I Woke up around 10:30pm and Gabriela and I went out to a "Sarau". This is actually a pretty rare type of Brazillian party...it was being thrown by one of Gabriela's coworkers. A "Sarau" is a small dinner-type party where everyone shows up, has some food/snacks, some drinks, and gathers around to sing some songs. Now, don't get this confused with karaoke...there were no off-beat lounge acts going on at this shindig. The get-together was in a
spectacular apartment that overlooked The Lake (Lagoa) in Ipanema...hard to find a better apartment or location. There were 2 guys with guitars playing...and everyone else sang various Brazillian songs (of course including the most famous song, The Girl from Ipanema). It was truly a lovely evening that had surprised both Gabriela and myself. Crashed around 4am again...again my bed was made when I arrived...Nelma is soooooo sweet...crawled into bed and was joined by the cat, ChuChu, in
Jan 30, 2000 (Sun):
Woke around 9:30am...read Mark Twain's Roughing It for awhile...had Lunch...Gabriela and I went to Barra Tijuca to the beach. Stayed there until probably 5pm...returned to the house, where I announced to all that we needed to prepare for tonight's Superbowl!!! I told Gabriela that we HAVE to watch it!!! It is part of her American-Experience!!! She does not seem that enthralled by the idea...but is game...and even called Juliana to come over. Isabella called her boyfriend, Gustavo, to come over...it was
starting to look like a party.
I wanted them to experience the true spirit of the whole thing...so I ordered pizzas from Dominoes and had made a junk-food run. Junk-food idems included Doritos, Snickers (frozen, ofcourse!), Coke, and Agua de Coco (Coconut Milk sold at supermarkets in prepackaged drink-boxes...this was done to celebrate the spirit of enjoying the Superbowl in South America...and I couldn't find a store open that had real coconuts to sell...oh, well.).
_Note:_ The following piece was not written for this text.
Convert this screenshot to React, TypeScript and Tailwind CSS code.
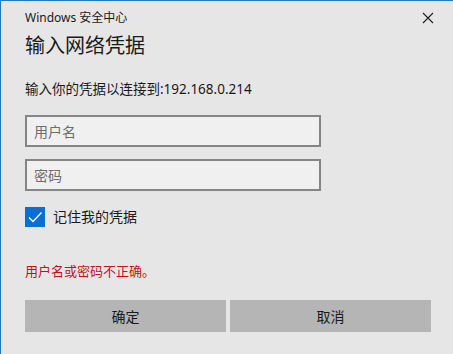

All the people arrived at the same time that the pizza arrived...and the game started! As most of you literate folks know (those not watching the Superbowl are obviously deemed culturally illiterate) it was a pretty boring first half...a good second half...and a spectacular final! During the entire game, I was giving a running commentary in English/Spanish/Portuguese to inform them what the heck was happening. Now, if the truth be told...Juliana, Isabella, and Gustavo seemed to warm-up to the game...and
actually seemed to enjoy it...Gabriela was still unimpressed.
After the game, we played some wierd type of Brazillian card game that I never got the hang of...much to the detriment of my partner.
Ah, well...bed time around 3-4am.
Jan 31, 2000 (Mon):
Woke...lazy day...called Raquel (Iara's sister) arranged to visit Pousa Alegre...gave away the Hemmingway books that I had already read...gave the family the copy of For Whom the Bell Tolls...gave Gustavo the copy of Men Without Women...and gave Gabriela the copy of The Old Man and The Sea...inscribed to Gabriela "The One that Got Away"...
Hugged Gabriela goodbye (she had to go to work)...Isabela, Gustavo and I went to the shopping center to kill some time...it is another shopping center, same in all the world...but the shop store clerks have the annoying habit of standing one foot from you and watching what you are looking through...I hate it!!! Used the internet in the vain attempt to keep up
with my journals...
It rained like crazy about 7pm...and we were worried about getting me to the bus station...but it cleared about 9pm...and we made it. I thanked Nelma and Isabella and said Tchau. I bought a bus-ticket to Pouso Alegre and fell asleep on the bus as it rolled out of town...feeling like a weight had been lifted from my shoulders.